DATA EXTRACT:

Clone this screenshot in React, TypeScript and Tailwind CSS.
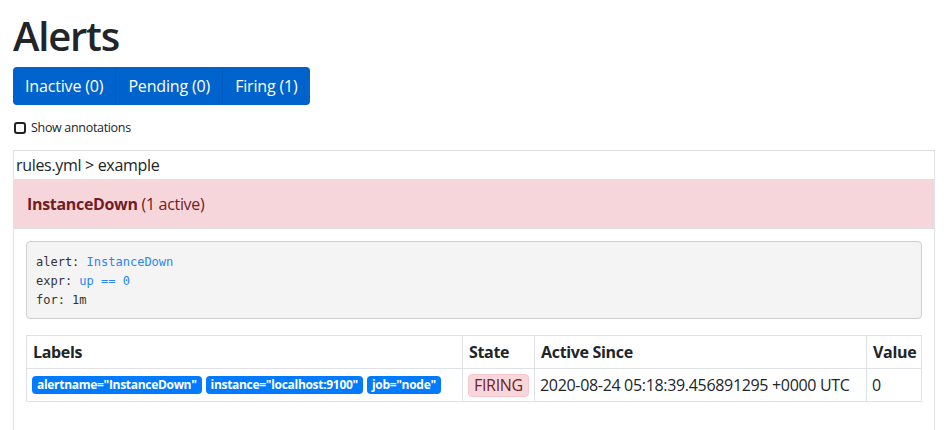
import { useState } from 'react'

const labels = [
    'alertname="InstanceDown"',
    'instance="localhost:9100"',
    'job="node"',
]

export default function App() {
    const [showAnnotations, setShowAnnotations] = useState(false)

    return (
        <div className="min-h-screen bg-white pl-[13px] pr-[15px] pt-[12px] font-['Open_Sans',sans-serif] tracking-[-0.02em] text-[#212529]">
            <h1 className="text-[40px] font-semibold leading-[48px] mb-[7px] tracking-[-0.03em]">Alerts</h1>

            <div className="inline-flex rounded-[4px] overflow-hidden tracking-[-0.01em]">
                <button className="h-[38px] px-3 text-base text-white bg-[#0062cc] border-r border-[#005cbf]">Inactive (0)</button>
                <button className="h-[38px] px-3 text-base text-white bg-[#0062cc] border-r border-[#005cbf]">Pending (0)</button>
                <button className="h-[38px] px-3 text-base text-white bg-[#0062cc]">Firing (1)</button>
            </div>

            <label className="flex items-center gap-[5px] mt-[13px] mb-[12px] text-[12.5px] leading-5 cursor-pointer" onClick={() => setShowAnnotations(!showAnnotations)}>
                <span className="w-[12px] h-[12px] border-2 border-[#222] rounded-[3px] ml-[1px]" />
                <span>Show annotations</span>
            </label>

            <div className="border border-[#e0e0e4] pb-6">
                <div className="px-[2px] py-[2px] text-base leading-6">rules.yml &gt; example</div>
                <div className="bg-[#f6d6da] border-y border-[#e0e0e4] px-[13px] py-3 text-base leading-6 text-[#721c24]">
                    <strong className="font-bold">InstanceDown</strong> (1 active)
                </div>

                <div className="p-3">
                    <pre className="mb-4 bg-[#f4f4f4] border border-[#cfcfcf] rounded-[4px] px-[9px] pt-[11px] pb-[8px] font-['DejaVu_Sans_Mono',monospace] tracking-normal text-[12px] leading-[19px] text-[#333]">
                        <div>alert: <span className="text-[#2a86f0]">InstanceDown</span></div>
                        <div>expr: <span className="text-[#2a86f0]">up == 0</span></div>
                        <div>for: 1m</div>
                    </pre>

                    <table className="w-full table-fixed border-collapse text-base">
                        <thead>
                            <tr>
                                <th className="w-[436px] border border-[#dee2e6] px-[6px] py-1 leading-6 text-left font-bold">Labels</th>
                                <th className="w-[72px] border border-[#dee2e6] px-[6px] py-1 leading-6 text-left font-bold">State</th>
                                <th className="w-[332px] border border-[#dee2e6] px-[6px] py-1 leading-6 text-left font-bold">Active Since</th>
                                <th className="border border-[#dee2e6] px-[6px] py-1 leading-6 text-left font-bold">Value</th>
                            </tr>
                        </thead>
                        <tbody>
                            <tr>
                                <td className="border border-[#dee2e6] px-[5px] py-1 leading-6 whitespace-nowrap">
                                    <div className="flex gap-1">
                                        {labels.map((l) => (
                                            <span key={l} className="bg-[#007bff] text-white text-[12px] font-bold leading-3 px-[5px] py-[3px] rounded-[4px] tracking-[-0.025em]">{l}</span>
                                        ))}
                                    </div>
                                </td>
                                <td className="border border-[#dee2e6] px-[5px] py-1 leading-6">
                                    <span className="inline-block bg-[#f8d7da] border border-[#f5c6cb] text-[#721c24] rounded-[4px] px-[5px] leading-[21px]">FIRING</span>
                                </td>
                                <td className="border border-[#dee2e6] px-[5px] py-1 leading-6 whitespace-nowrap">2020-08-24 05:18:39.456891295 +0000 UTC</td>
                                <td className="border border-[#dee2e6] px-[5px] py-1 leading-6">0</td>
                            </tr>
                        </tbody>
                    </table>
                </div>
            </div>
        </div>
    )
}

STATED GOAL:
Set down again, exactly, the lines of the material above from its first line to the one with "font-semibold leading-[48px] mb-[7px]", inclusive. Leave the pictures out.

EXERCISE RESULT:
Clone this screenshot in React, TypeScript and Tailwind CSS.
import { useState } from 'react'

const labels = [
    'alertname="InstanceDown"',
    'instance="localhost:9100"',
    'job="node"',
]

export default function App() {
    const [showAnnotations, setShowAnnotations] = useState(false)

    return (
        <div className="min-h-screen bg-white pl-[13px] pr-[15px] pt-[12px] font-['Open_Sans',sans-serif] tracking-[-0.02em] text-[#212529]">
            <h1 className="text-[40px] font-semibold leading-[48px] mb-[7px] tracking-[-0.03em]">Alerts</h1>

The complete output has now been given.